With this in mind, here’s a description of the process of updating the display:
- First a texture is created
- In the main loop:
- Lock the texture to access it’s buffer. Locking is necessary because the texture is being managed by SDL, and it can’t be read or written without coordination.
- Update the texture content. Since the texture format is RGB24 that’s 1 byte for each color of the RGB (with 3 bytes being 24 bits), I need to update 3 bytes in the buffer.
- Then copy the texture to the canvas. Notice that the canvas size can be bigger than the Chip8 screen, whereas the texture is the exact same size as the Chip8 screen. This copying procedure allows the texture to be scaled by hardware into the canvas.

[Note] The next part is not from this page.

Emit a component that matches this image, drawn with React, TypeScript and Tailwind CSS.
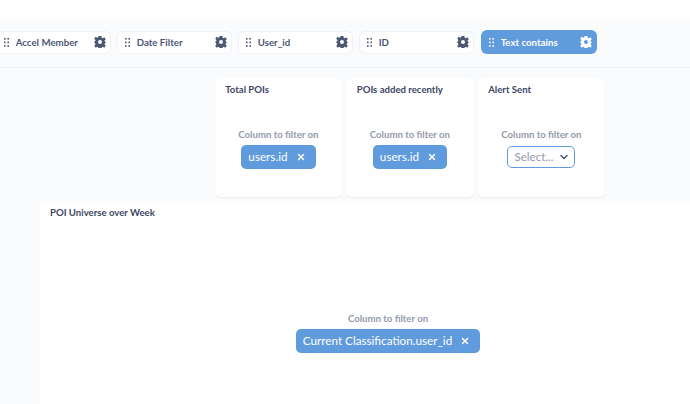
import { X, ChevronDown } from "lucide-react";

const filters = ["Accel Member", "Date Filter", "User_id", "ID", "Text contains"];

function Grip() {
  return (
    <svg width="5" height="9" viewBox="0 0 5 9" className="shrink-0 fill-current">
      <rect x="0" y="0" width="1.6" height="1.6" />
      <rect x="3.4" y="0" width="1.6" height="1.6" />
      <rect x="0" y="3.6" width="1.6" height="1.6" />
      <rect x="3.4" y="3.6" width="1.6" height="1.6" />
      <rect x="0" y="7.2" width="1.6" height="1.6" />
      <rect x="3.4" y="7.2" width="1.6" height="1.6" />
    </svg>
  );
}

function Gear() {
  return (
    <svg width="12" height="12" viewBox="0 0 24 24" className="shrink-0">
      <path
        fill="currentColor"
        fillRule="evenodd"
        d="M9.2 0h5.600l.7 3.600 2 .9 3.100-2 3 4-2.500 2.600.5 2.100 2.400 1.800-2.400 1.800-.5 2.100 2.500 2.600-3 4-3.100-2-2 .9-.7 3.600H9.200l-.7-3.600-2-.9-3.100 2-3-4 2.500-2.600-.5-2.100L0 12l2.400-1.800.5-2.100L.4 5.500l3-4 3.100 2 2-.9zM12 8a4 4 0 1 0 0 8 4 4 0 0 0 0-8z"
      />
    </svg>
  );
}

function FilterChip({ label, active }: { label: string; active?: boolean }) {
  return (
    <div
      className={
        active
          ? "w-[116px] h-[24px] ml-px shrink-0 flex items-center pl-[8px] pr-[5px] rounded-[6px] bg-[#5f9bdd] text-white"
          : "w-[115px] h-[23px] shrink-0 flex items-center pl-[7px] pr-[4px] rounded-[6px] bg-white border border-[#f0f2f5] text-[#4c5773]"
      }
    >
      <Grip />
      <span className="ml-[6.7px] flex-1 text-[9.7px] font-bold truncate">{label}</span>
      <Gear />
    </div>
  );
}

function ColumnTag({ label }: { label: string }) {
  return (
    <div className="h-[24px] pl-[7px] pr-[10px] flex items-center gap-[8px] rounded-[5px] bg-[#5f9bdd] text-white">
      <span className="text-[11.7px] leading-none">{label}</span>
      <X size={10} strokeWidth={3.5} />
    </div>
  );
}

function Caption() {
  return <div className="text-[9.6px] leading-[12px] font-bold text-[#949aab] mb-[4px]">Column to filter on</div>;
}

function Card({ title, children }: { title: string; children: React.ReactNode }) {
  return (
    <div className="w-[127.5px] h-[119px] flex flex-col rounded-[6px] bg-white shadow-[0_1px_2px_rgba(0,0,0,0.06)]">
      <div className="pt-[6px] pl-[10.500px] text-[9.6px] leading-[12px] font-bold text-[#3d4663]">{title}</div>
      <div className="flex-1 flex flex-col items-center pt-[33px]">
        <Caption />
        {children}
      </div>
    </div>
  );
}

export default function App() {
  return (
    <div className="h-[404px] overflow-hidden flex flex-col bg-[#f9fbfc] font-['Lato',sans-serif]">
      <div className="h-[19px] bg-white" />
      <div className="h-[49px] flex items-center gap-[6px] ml-[-4px] pb-[2px] border-b border-[#f0f2f5]">
        {filters.map((f, i) => (
          <FilterChip key={f} label={f} active={i === 4} />
        ))}
      </div>
      <div className="flex gap-[4px] pl-[214.7px] pt-[10px]">
        <Card title="Total POIs">
          <ColumnTag label="users.id" />
        </Card>
        <Card title="POIs added recently">
          <ColumnTag label="users.id" />
        </Card>
        <Card title="Alert Sent">
          <div className="h-[22px] w-[68px] mt-px flex items-center justify-between pl-[6px] pr-[4px] rounded-[5px] bg-white border border-[#5f9bdd] text-[#949aab]">
            <span className="text-[11.6px] leading-none">Select...</span>
            <ChevronDown size={12} strokeWidth={3} className="text-[#4c5773]" />
          </div>
        </Card>
      </div>
      <div className="flex-1 ml-[39px] mt-[4px] rounded-tl-[6px] bg-white shadow-[0_1px_2px_rgba(0,0,0,0.06)] flex flex-col">
        <div className="pt-[6px] pl-[11px] text-[9.6px] leading-[12px] font-bold text-[#3d4663]">POI Universe over Week</div>
        <div className="flex flex-col items-center pt-[94px] pl-[47px]">
          <Caption />
          <ColumnTag label="Current Classification.user_id" />
        </div>
      </div>
    </div>
  );
}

- Present the window canvas.
Conclusion
In this first article I explained briefly what the CHIP-8 is, and I think it’s a very good candidate for your first emulator. Then I showed how I organized the emulator implementation into a backend and frontend, which is a pattern that can be applied to any emulator implementation and comes with the benefit of portability.
The backend implementation contains the core parts of a simple emulator, making it easy to follow.
The frontend shown in this article is implemented in SDL, and the description gives all the details of how to use SDL for an emulator (except for the sound part which I didn’t explain because the CHIP-8 only plays a single tone, which is not very interesting).
I hope you enjoyed this article, and I encourage you to write a CHIP-8 emulator in your favorite language!